* [Exercise brief]
Gather, from the data below, each line in which the word "index" occurs.

----

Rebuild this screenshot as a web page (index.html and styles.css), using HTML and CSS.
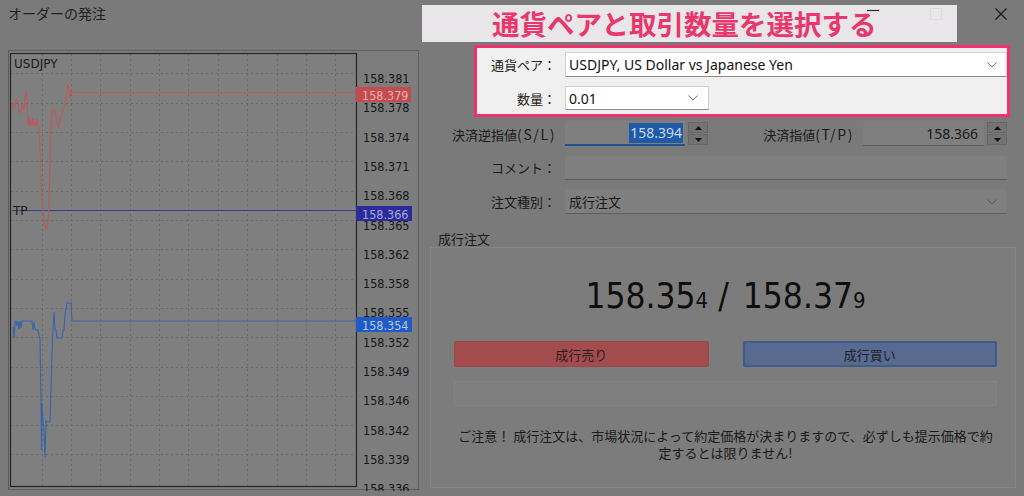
FILE: index.html
```html
<!DOCTYPE html>
<html lang="ja">
<head>
<meta charset="utf-8">
<title>オーダーの発注</title>
<link rel="stylesheet" href="styles.css">
</head>
<body>
<div class="dialog">
  <header class="titlebar">
    <h1 class="title">オーダーの発注</h1>
    <div class="winctl">
      <span class="ctl ctl-min"><svg width="12" height="12" viewBox="0 0 12 12"><path d="M0 2.5H12" stroke="#2a2a2a" stroke-width="1.2"/></svg></span>
      <span class="ctl ctl-max"><svg width="12" height="12" viewBox="0 0 12 12"><rect x="0.5" y="0.5" width="11" height="11" fill="none" stroke="#2a2a2a"/></svg></span>
      <span class="ctl ctl-close"><svg width="12" height="12" viewBox="0 0 12 12"><path d="M0.5 0.5L11.5 11.5M11.5 0.5L0.5 11.5" stroke="#1c1c1c" stroke-width="1.3"/></svg></span>
    </div>
  </header>

  <div class="main">
    <section class="chart-panel">
      <svg class="chart" width="411" height="441" viewBox="8 50 411 441">
        <rect x="8.5" y="50.5" width="410" height="439" fill="#7d7d7d" stroke="#5e5e5e"/>
        <rect x="10.5" y="53.5" width="346" height="433" fill="#7f7f7f" stroke="#262626" stroke-width="1.2"/>
        <path class="grid" d="M42.5 54V486M71.5 54V486M100.5 54V486M130.5 54V486M159.5 54V486M188.5 54V486M218.5 54V486M247.5 54V486M277.5 54V486M306.5 54V486M335.5 54V486M11 73.5H356M11 103.5H356M11 132.5H356M11 161.5H356M11 191.5H356M11 220.5H356M11 249.5H356M11 279.5H356M11 308.5H356M11 337.5H356M11 367.5H356M11 396.5H356M11 425.5H356M11 454.5H356"/>
        <text class="sym" x="14" y="68">USDJPY</text>
        <g class="axis">
          <text x="363" y="83">158.381</text>
          <text x="363" y="112.3">158.378</text>
          <text x="363" y="141.6">158.374</text>
          <text x="363" y="170.9">158.371</text>
          <text x="363" y="200.2">158.368</text>
          <text x="363" y="229.5">158.365</text>
          <text x="363" y="258.8">158.362</text>
          <text x="363" y="288.1">158.358</text>
          <text x="363" y="317.4">158.355</text>
          <text x="363" y="346.7">158.352</text>
          <text x="363" y="376">158.349</text>
          <text x="363" y="405.3">158.346</text>
          <text x="363" y="434.6">158.342</text>
          <text x="363" y="463.9">158.339</text>
          <text x="363" y="493.2">158.336</text>
        </g>
        <path d="M12 210.5H356" stroke="#3c3c8a" stroke-width="1.2"/>
        <text class="sym" x="13" y="215">TP</text>
        <polyline class="ask" points="12,112 13,104 15,106 16,98 18,103 19,112 21,112 22,104 24,110 25,96 26,91 27,100 28,126 29,118 30,126 31,120 32,126 33,118 34,126 35,122 36,126 37,118 38,128 39,128 40,150 41,182 42,200 43,212 44,222 45,226 46,229 47,229 48,222 49,200 50,160 51,125 52,110 55,110 56,116 57,122 58,128 59,124 60,118 61,120 62,112 63,110 64,108 65,104 66,100 67,90 68,84 69,92 70,97 71,90 72,94 73,92.5 356,92.5"/>
        <polyline class="bid" points="13,327 14,338 15,322 16,321 17,326 18,321 19,329 20,321 21,328 22,321 32,321 33,330 34,322 35,329 36,330 38,330 40,340 41,400 41.5,450 42,403 43,420 44,433 45,458 46,420 47,422 50,422 51,390 52,353 53,330 54,312 55,330 56,330 57,338 62,338 63,330 64,330 65,315 67,303 71,303 72,321 356,321"/>
        <rect x="356" y="87" width="55" height="15" fill="#c44b4d"/>
        <text class="tag tag-red" x="362" y="99.5">158.379</text>
        <rect x="356" y="206" width="56" height="15" fill="#2b2b9c"/>
        <text class="tag tag-navy" x="362" y="218.5">158.366</text>
        <rect x="356" y="317" width="56" height="15" fill="#1e5bc4"/>
        <text class="tag tag-blue" x="362" y="329.5">158.354</text>
      </svg>
    </section>

    <section class="form">
      <div class="hl">
        <div class="row">
          <label class="lbl">通貨ペア：</label>
          <div class="combo combo-lite">
            <span class="val">USDJPY, US Dollar vs Japanese Yen</span>
            <svg class="chev" width="10" height="6" viewBox="0 0 10 6"><polyline points="0.5,0.5 5,5 9.5,0.5" fill="none" stroke="#6a6a6a"/></svg>
          </div>
        </div>
        <div class="row row-short">
          <label class="lbl">数量：</label>
          <div class="combo combo-lite combo-qty">
            <span class="val">0.01</span>
            <svg class="chev" width="10" height="6" viewBox="0 0 10 6"><polyline points="0.5,0.5 5,5 9.5,0.5" fill="none" stroke="#6a6a6a"/></svg>
          </div>
        </div>
      </div>

      <div class="row row-first">
        <label class="lbl">決済逆指値<span class="lat">(S/L)</span></label>
        <div class="field field-sl focused"><span class="sel">158.394</span></div>
        <div class="spin">
          <span class="spin-btn"><svg width="7" height="4" viewBox="0 0 7 4"><polygon points="0,4 3.5,0 7,4" fill="#111"/></svg></span>
          <span class="spin-btn"><svg width="7" height="4" viewBox="0 0 7 4"><polygon points="0,0 3.5,4 7,0" fill="#111"/></svg></span>
        </div>
        <label class="lbl lbl-tp">決済指値<span class="lat">(T/P)</span></label>
        <div class="field field-tp"><span>158.366</span></div>
        <div class="spin">
          <span class="spin-btn"><svg width="7" height="4" viewBox="0 0 7 4"><polygon points="0,4 3.5,0 7,4" fill="#111"/></svg></span>
          <span class="spin-btn"><svg width="7" height="4" viewBox="0 0 7 4"><polygon points="0,0 3.5,4 7,0" fill="#111"/></svg></span>
        </div>
      </div>

      <div class="row">
        <label class="lbl">コメント：</label>
        <div class="field field-wide"></div>
      </div>

      <div class="row">
        <label class="lbl">注文種別：</label>
        <div class="combo combo-dim">
          <span class="val">成行注文</span>
          <svg class="chev" width="10" height="6" viewBox="0 0 10 6"><polyline points="0.5,0.5 5,5 9.5,0.5" fill="none" stroke="#555"/></svg>
        </div>
      </div>

      <div class="group-title">成行注文</div>
      <div class="group">
        <div class="quote"><span class="big">158.35</span><span class="small">4</span><span class="sep">/</span><span class="big">158.37</span><span class="small">9</span></div>
        <div class="actions">
          <button class="btn btn-sell" type="button">成行売り</button>
          <button class="btn btn-buy" type="button">成行買い</button>
        </div>
        <div class="status-bar"></div>
        <p class="notice">ご注意！ 成行注文は、市場状況によって約定価格が決まりますので、必ずしも提示価格で約<br>定するとは限りません!</p>
      </div>
    </section>
  </div>

  <div class="banner">通貨ペアと取引数量を選択する</div>
</div>
</body>
</html>
```

FILE: styles.css
```css
* { box-sizing: border-box; }

html, body {
  margin: 0;
  padding: 0;
  width: 1024px;
  height: 496px;
  overflow: hidden;
  background: #7a7a7a;
}

body {
  font-family: "Noto Sans CJK JP", "Noto Sans", sans-serif;
  color: #1d1d1d;
  font-size: 13px;
}

.dialog {
  position: relative;
  width: 1024px;
  height: 496px;
  background: #7a7a7a;
}

/* ---------- title bar ---------- */
.titlebar {
  display: flex;
  align-items: flex-start;
  height: 45px;
}

.title {
  margin: 0;
  padding-left: 8px;
  font-size: 14px;
  font-weight: 400;
  line-height: 27px;
  color: #1f1f1f;
}

.winctl {
  margin-left: auto;
  margin-right: 17px;
  padding-top: 8px;
  display: flex;
}

.ctl { display: block; width: 12px; height: 12px; }
.ctl svg { display: block; }
.ctl-min { margin-right: 51px; position: relative; z-index: 3; }
.ctl-max { margin-right: 53px; }

/* ---------- main ---------- */
.main {
  display: flex;
  align-items: flex-start;
}

.chart-panel {
  margin-left: 8px;
  margin-top: 5px;
  width: 411px;
  height: 441px;
}

.chart { display: block; overflow: hidden; }

.chart .grid {
  stroke: #696969;
  stroke-width: 1;
  stroke-dasharray: 2 3;
  fill: none;
}

.chart text {
  font-family: "DejaVu Sans Condensed", "DejaVu Sans", sans-serif;
  font-stretch: condensed;
  font-size: 12.5px;
}

.chart .sym {
  fill: #1a1a1a;
  font-family: "DejaVu Sans", sans-serif;
  font-stretch: normal;
  font-size: 12px;
}
.chart .axis text { fill: #161616; }

.chart .ask { fill: none; stroke: #b95a5c; stroke-width: 1.1; }
.chart .bid { fill: none; stroke: #3864ac; stroke-width: 1.1; }

.chart .tag-red { fill: #e6b0b0; }
.chart .tag-navy { fill: #a8a8dc; }
.chart .tag-blue { fill: #b4c8ec; }

/* ---------- form ---------- */
.form {
  width: 586px;
  margin-left: 11px;
  display: flex;
  flex-direction: column;
}

.row {
  display: flex;
  align-items: center;
  height: 25px;
  margin-right: 9px;
  margin-top: 9px;
}

.row-first { margin-top: 4px; }

.lbl {
  flex: none;
  width: 126px;
  margin-right: 9px;
  text-align: right;
  white-space: nowrap;
  font-size: 13px;
  color: #1a1a1a;
}

.lbl .lat { font-size: 14px; letter-spacing: 1.6px; }

/* highlighted (not dimmed) area */
.hl {
  position: relative;
  z-index: 2;
  margin-left: 44px;
  margin-right: 6px;
  border: 3px solid #f2306c;
  background: #f0f0f0;
  padding: 4px 0;
}

.hl .row { margin-right: 0; margin-top: 0; }
.hl .row + .row { margin-top: 9px; }
.hl .row-short { height: 24px; }
.hl .lbl { width: 79px; color: #222; }

.combo {
  flex: 1;
  height: 100%;
  display: flex;
  align-items: center;
  padding: 0 9px 0 3px;
}

.combo .val { flex: 1; white-space: nowrap; }
.combo .chev { flex: none; }

.combo-lite {
  background: #fff;
  border: 1px solid #d2d2d2;
  border-bottom-color: #8a8a8a;
  font-family: "Noto Sans", sans-serif;
  font-size: 14px;
  color: #111;
}

.combo-qty { flex: none; width: 144px; padding-right: 10px; }

.combo-dim {
  background: #7f7f7f;
  border: 1px solid #7c7c7c;
  border-bottom-color: #5e5e5e;
  font-size: 13px;
  color: #1a1a1a;
}

.field {
  height: 25px;
  background: #7f7f7f;
  border-bottom: 1px solid #5c5c5c;
  display: flex;
  align-items: center;
  justify-content: flex-end;
  font-family: "Noto Sans", sans-serif;
  font-size: 14px;
  color: #1a1a1a;
}

.field-sl {
  flex: none;
  width: 120px;
  padding-right: 2px;
  border-bottom: 2px solid #23508f;
}

.field-sl .sel {
  background: #1f5aa6;
  color: #c9d8ef;
  line-height: 20px;
  padding: 0 1px;
}

.field-tp {
  flex: 1;
  padding-right: 6px;
}

.field-wide { flex: 1; border-top: 1px solid #7c7c7c; }

.spin {
  flex: none;
  width: 20px;
  height: 23px;
  margin-left: 3px;
  display: flex;
  flex-direction: column;
  gap: 1px;
}

.spin-btn {
  flex: 1;
  display: flex;
  align-items: center;
  justify-content: center;
  background: #737373;
  border: 1px solid #666;
}

.spin-btn svg { display: block; }

.lbl-tp {
  width: 146px;
  margin-right: 9px;
}

/* ---------- market order group ---------- */
.group-title {
  margin-top: 17px;
  padding-left: 8px;
  line-height: 16px;
  font-size: 13px;
  color: #1a1a1a;
}

.group {
  height: 241px;
  border: 1px solid #868686;
  background: #7c7c7c;
  padding: 28px 18px 0 23px;
  display: flex;
  flex-direction: column;
}

.quote {
  height: 40px;
  text-align: center;
  font-family: "DejaVu Sans Condensed", "DejaVu Sans", sans-serif;
  font-stretch: condensed;
  line-height: 40px;
  color: #0e0e0e;
  white-space: nowrap;
}

.quote .big { font-size: 35px; }
.quote .small { font-size: 22px; }
.quote .sep { font-size: 35px; margin: 0 14px 0 10px; }

.actions {
  margin-top: 25px;
  display: grid;
  grid-template-columns: 1fr 1fr;
  gap: 34px;
}

.btn {
  height: 26px;
  margin: 0;
  padding: 0;
  font-family: "Noto Sans CJK JP", sans-serif;
  font-size: 13px;
  color: #2a2222;
  border-radius: 2px;
  cursor: default;
}

.btn-sell {
  background: #a44b4e;
  border: 1px solid #98474a;
}

.btn-buy {
  background: #586a8f;
  border: 2px solid #3c5d8a;
  color: #1e2230;
}

.status-bar {
  margin-top: 14px;
  height: 25px;
  background: #7e7e7e;
  border: 1px solid #838383;
}

.notice {
  margin: 21px 0 0;
  text-align: center;
  font-size: 13px;
  line-height: 17px;
  color: #1a1a1a;
}

/* ---------- annotation banner ---------- */
.banner {
  position: absolute;
  left: 422px;
  top: 5px;
  width: 535px;
  height: 37px;
  z-index: 2;
  background: rgba(250, 248, 250, 0.86);
  padding-left: 70px;
  font-family: "Noto Sans CJK JP", sans-serif;
  font-weight: 700;
  font-size: 27.5px;
  line-height: 37px;
  color: #e9376d;
  white-space: nowrap;
}
```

----

* [Response]
Rebuild this screenshot as a web page (index.html and styles.css), using HTML and CSS.
FILE: index.html
.ctl-min { margin-right: 51px; position: relative; z-index: 3; }
  z-index: 2;
  z-index: 2;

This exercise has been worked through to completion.